We can use the same system that we used to check player movement for the ghosts. Each time we move a ghost – moveGhosts() – we can get a list of which directions are available to it. If the current direction (ghosts[g].dir) is not available, then we randomly pick another direction until we find one that we can move in. We can also have a random occurrence of changing direction, just to make it a bit less predictable – and if the ghosts collide with each other, we could do the same. When we have moved the ghosts with the animate() function, we get it to count how many ghosts have finished moving. When they are all done, we can call the moveGhosts() function again.

Look like a ghost

The last thing to do with our ghosts is to actually draw them to the screen. We can create a function called drawGhosts() where we loop through the four ghosts and draw them to the screen.

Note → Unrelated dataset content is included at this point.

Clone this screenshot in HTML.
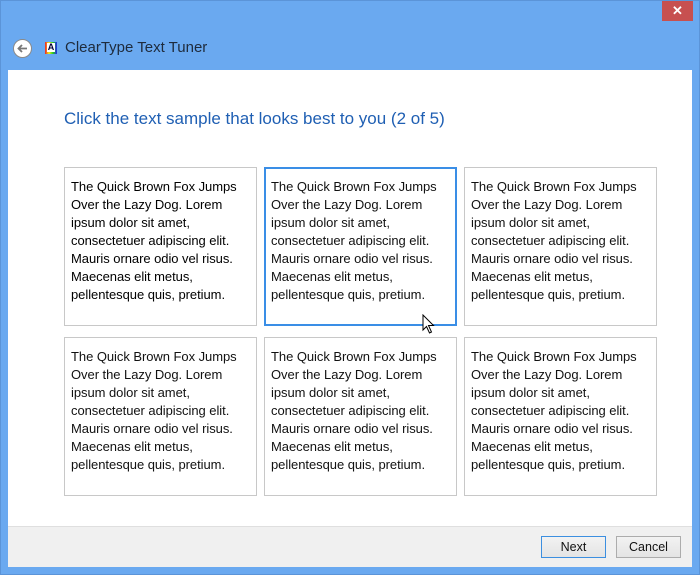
<!DOCTYPE html>
<html><head><style>
*{margin:0;padding:0;box-sizing:border-box}
body{width:700px;height:575px;background:#6aa9f0;position:relative;overflow:hidden;font-family:"Liberation Sans",sans-serif}
.frame{position:absolute;left:0;top:0;width:700px;height:575px;border:1px solid #5b94d8}
.close{position:absolute;left:662px;top:1px;width:31px;height:20px;background:#c75050;color:#fff;font-size:13px;font-weight:bold;text-align:center;line-height:20px}
.back{position:absolute;left:13px;top:39px;width:19px;height:19px;border-radius:50%;background:#fff;border:1px solid #8a8a8a}
.title{position:absolute;left:65px;top:39px;font-size:15px;color:#1e2b3c}
.icon{position:absolute;left:45px;top:42px;width:12px;height:12px;background:linear-gradient(90deg,#e22,#ee2,#2c2,#22e);font-size:9px;text-align:center;line-height:11px;color:#003;font-weight:bold}
.icon span{background:#fff;display:inline-block;width:8px;height:9px;line-height:9px}
.content{position:absolute;left:8px;top:70px;width:684px;height:456px;background:#fff}
.footer{position:absolute;left:8px;top:526px;width:684px;height:41px;background:#f0f0f0;border-top:1px solid #dfdfdf}
h1{position:absolute;left:64px;top:109px;font-weight:normal;font-size:17px;color:#1f5fb3}
.box{position:absolute;width:193px;height:159px;border:1px solid #c8c8c8;padding:10px 0 0 6px;font-size:13px;line-height:18px;color:#111;white-space:nowrap;letter-spacing:-0.05px}
.sel{border:2px solid #3a8ee6;padding:9px 0 0 5px}
.b1{color:#000}
.btn{position:absolute;top:536px;height:22px;font-size:12.5px;text-align:center;line-height:20px;color:#111;background:linear-gradient(#f2f2f2,#e4e4e4)}
</style></head><body>
<div class="frame"></div>
<div class="close">✕</div>
<div class="back"><svg width="17" height="17" viewBox="0 0 17 17"><path d="M13 8.5H4.5M8 5L4.5 8.5L8 12" stroke="#777" stroke-width="1.8" fill="none"/></svg></div>
<div class="icon"><span>A</span></div>
<div class="title">ClearType Text Tuner</div>
<div class="content"></div>
<div class="footer"></div>
<h1>Click the text sample that looks best to you (2 of 5)</h1>
<div class="box b1" style="left:64px;top:167px">The Quick Brown Fox Jumps<br>Over the Lazy Dog. Lorem<br>ipsum dolor sit amet,<br>consectetuer adipiscing elit.<br>Mauris ornare odio vel risus.<br>Maecenas elit metus,<br>pellentesque quis, pretium.</div>
<div class="box sel" style="left:264px;top:167px">The Quick Brown Fox Jumps<br>Over the Lazy Dog. Lorem<br>ipsum dolor sit amet,<br>consectetuer adipiscing elit.<br>Mauris ornare odio vel risus.<br>Maecenas elit metus,<br>pellentesque quis, pretium.</div>
<div class="box" style="left:464px;top:167px">The Quick Brown Fox Jumps<br>Over the Lazy Dog. Lorem<br>ipsum dolor sit amet,<br>consectetuer adipiscing elit.<br>Mauris ornare odio vel risus.<br>Maecenas elit metus,<br>pellentesque quis, pretium.</div>
<div class="box" style="left:64px;top:337px">The Quick Brown Fox Jumps<br>Over the Lazy Dog. Lorem<br>ipsum dolor sit amet,<br>consectetuer adipiscing elit.<br>Mauris ornare odio vel risus.<br>Maecenas elit metus,<br>pellentesque quis, pretium.</div>
<div class="box" style="left:264px;top:337px">The Quick Brown Fox Jumps<br>Over the Lazy Dog. Lorem<br>ipsum dolor sit amet,<br>consectetuer adipiscing elit.<br>Mauris ornare odio vel risus.<br>Maecenas elit metus,<br>pellentesque quis, pretium.</div>
<div class="box" style="left:464px;top:337px">The Quick Brown Fox Jumps<br>Over the Lazy Dog. Lorem<br>ipsum dolor sit amet,<br>consectetuer adipiscing elit.<br>Mauris ornare odio vel risus.<br>Maecenas elit metus,<br>pellentesque quis, pretium.</div>
<svg style="position:absolute;left:422px;top:314px" width="14" height="20" viewBox="0 0 14 20"><path d="M1 1V16L4.5 12.5L7.5 19L9.5 18L6.5 11.5H11.5Z" fill="#fff" stroke="#000" stroke-width="1"/></svg>
<div class="btn" style="left:541px;width:65px;border:1px solid #3c8fe0">Next</div>
<div class="btn" style="left:616px;width:65px;border:1px solid #acacac">Cancel</div>
</body></html>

One of the details of the original game was that the eyes of the ghosts would follow the player; we can do this by setting the ghost image to reverse if the player is to the left of the ghost. We have numbered images so that ghost one is ghost1.png and ghost two is ghost2.png, etc. Have a look at the full pacman1.py program listing to see all the functions that make the ghosts work.

Game over

Of course, we need to deal with the end-of-the-game conditions and, as before, we can use a status variable. In this case we have previously set player.status = 2 if the player wins. We can check to see if a ghost collides with the player and set player.status = 1. Then we just need to display some text in the draw() function based on this variable. And that’s it for part one. In the next part we’ll be giving the ghosts more brains, adding levels, lives, and power-ups – and adding some sweet, soothing music and sound effects.